Backers of an extension of the state's sales tax surcharge filed a new lawsuit Wednesday, this one over how their measure is being described to voters.
The legal papers claim that the Legislative Council, composed of lawmakers from both parties, ignored their requirement to adopt "an impartial analysis'' of the initiative. That analysis becomes part of the materials sent to voters ahead of the November election.
Instead, attorney James Barton said the lawmakers -- or, at least the Republicans who control the panel -- crafted a description "calculated to cause voters to vote against the Quality Education and Jobs Act.'' And he wants Maricopa County Superior Court Judge George Foster to order the lawmakers to go back and rewrite the analysis.
The new lawsuit comes as the Arizona Supreme Court on Wednesday set the stage for deciding whether the measure goes on the ballot at all.
Secretary of State Ken Bennett had said the petitions are invalid because the version pre-filed with his office was different than the one attached to the petitions signed by about 290,000 people. Last week a trial judge, ruling on a lawsuit brought by Pedersen's group, said Bennett was wrong, leading him to appeal to the high court.
Voters approved a temporary one-cent hike in the state's 5.6 percent sales tax rate in 2010 as part of a plan to plug a $3 billion hole in the budget. The measure has raised more than $900 million each year.
The balance was made up through a combination of spending cuts and borrowing.
That levy self-destructs at the end of this coming May.
This initiative would extend that 6.6 percent tax rate permanently, dedicating the proceeds to a variety of programs. While most would go to K-12 education, there also are funds for university scholarships and operation, road construction and health care for the children of the working poor.
Barton said the Legislative Council members described the levy as a tax "increase.'' That, he said, is false.
"If the Quality Education and Jobs Act passes, the Arizona sales tax rate will stay the same as it is the day the voters make their selection,'' he wrote in his legal briefs.
Ann-Eve Pedersen, who chairs the initiative, acknowledged the measure would be an increase if someone considers first the expiration of the existing temporary levy. But she said that does not excuse what lawmakers are doing.
"What we ask is that this reflect that this will pick up at the expiration of that tax,'' Pedersen said. Without such clarification, she said, someone could read the description "and think that it is on top of that'' one-cent surcharge.
But Senate Majority Leader Andy Biggs, R-Gilbert, said it is an increase.
The key, he said, is that the 2010 levy left intact existing state laws which set the base state sales tax at 5.6 percent. Instead, it was promoted to voters as a one-cent surcharge -- and a temporary one at that which goes away if voters do nothing at all.
"What these people are arguing for is (that) this merely is a continuation'' of the current tax, he said. "And that is not precise.''
He said this is a totally new tax.
"And because it is in perpetuity, it is an effective base-rate increase of 18 percent'' above the 5.6 percent rate, Biggs said.
Barton said even if that's the case, the ballot description should provide that context to voters.

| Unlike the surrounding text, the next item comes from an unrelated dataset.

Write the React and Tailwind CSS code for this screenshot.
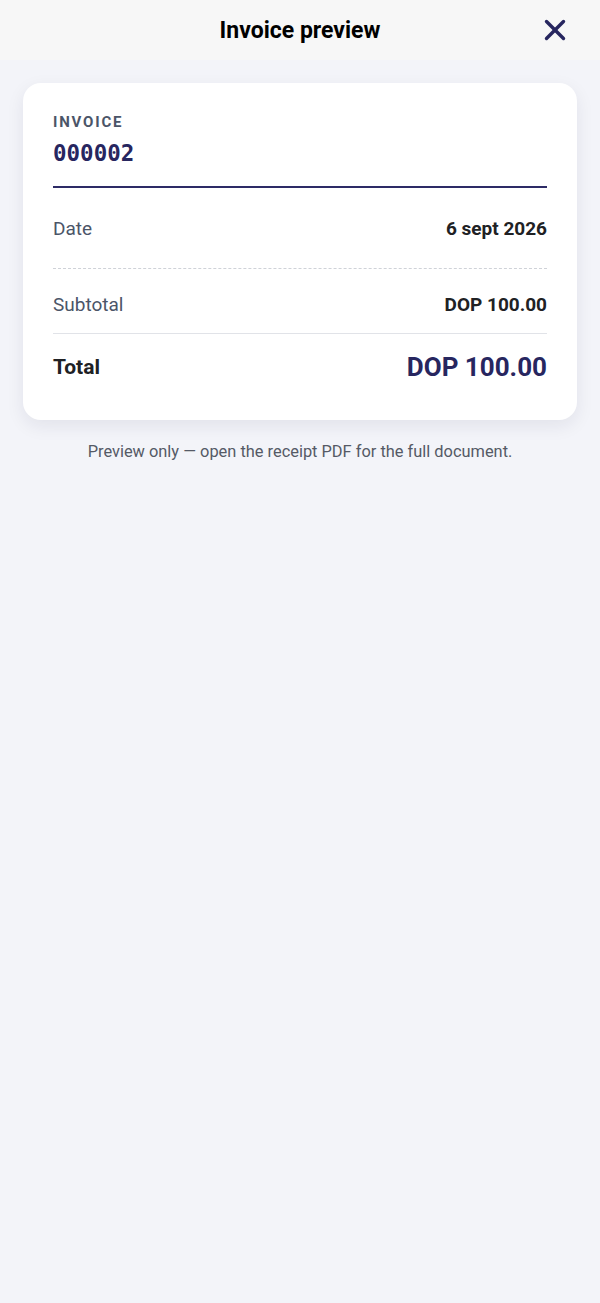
import React from 'react';

const NAVY = 'text-[#27265f]';

const Header = () => (
  <div className="relative flex h-[60px] items-center justify-center bg-[#f7f7f7]">
    <h1 className="pt-[2px] text-[23px] font-bold text-black">Invoice preview</h1>
    <button className="absolute right-[34px] top-[19px] flex h-[22px] w-[22px] items-center justify-center text-[#27265f]">
      <svg width="22" height="22" viewBox="0 0 22 22" fill="none" stroke="currentColor" strokeWidth="3.4" strokeLinecap="round">
        <path d="M2.5 2.5 L19.5 19.5" />
        <path d="M19.5 2.5 L2.5 19.5" />
      </svg>
    </button>
  </div>
);

const App = () => {
  return (
    <div className="min-h-[1303px] bg-[#f3f4f9] font-['Roboto',sans-serif]">
      <Header />

      <div className="px-[23px] pt-[23px]">
        <div className="rounded-[18px] bg-white px-[30px] pt-[29px] pb-[37px] shadow-[0_6px_18px_rgba(30,30,60,0.08)]">
          {/* Invoice number */}
          <div className="border-b-2 border-[#2d2b66] pb-[19px]">
            <p className="text-[15px] font-bold uppercase leading-5 tracking-[0.12em] text-[#4b5568]">Invoice</p>
            <p className={`mt-[7px] font-['DejaVu_Sans_Mono',monospace] text-[22.5px] font-bold leading-7 ${NAVY}`}>000002</p>
          </div>

          <div className="flex items-center justify-between border-b border-dashed border-[#cfd2d8] pt-[29px] pb-[27px] leading-6">
            <span className="text-[19px] text-[#4b5568]">Date</span>
            <span className="text-[19px] font-bold text-[#202124]">6 sept 2026</span>
          </div>

          <div className="flex items-center justify-between border-b border-[#e1e3e8] pt-[24px] pb-[16px] leading-6">
            <span className="text-[19px] text-[#4b5568]">Subtotal</span>
            <span className="text-[19px] font-bold text-[#202124]">DOP 100.00</span>
          </div>

          <div className="flex items-center justify-between pt-[17px] leading-8">
            <span className="text-[21px] font-bold text-[#202124]">Total</span>
            <span className={`text-[26px] font-bold ${NAVY}`}>DOP 100.00</span>
          </div>
        </div>

        <p className="mt-[21px] text-center text-[16.4px] leading-[22px] text-[#555a66]">
          Preview only — open the receipt PDF for the full document.
        </p>
      </div>
    </div>
  );
};

export default App;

"Otherwise, describing a change in sales tax from 6.6 percent to 6.6 percent as an increase is false and biased,'' he wrote.
Pedersen said there are other flaws in the description adopted by lawmakers which appear designed to sway voters to reject the measure, including a statement about funding for scholarships that the initiative "fails to define who qualifies as a 'resident' for purposes of the scholarship.''
She said that appears to be designed to suggest to voters that illegal immigrants who live in Arizona might get some of the money.
But Pedersen said that clearly is not true, pointing out that existing state law already defines who is a "resident'' and entitled to in-state tuition. And that definition, approved by voters in 2004, excludes those who are not in the country legally.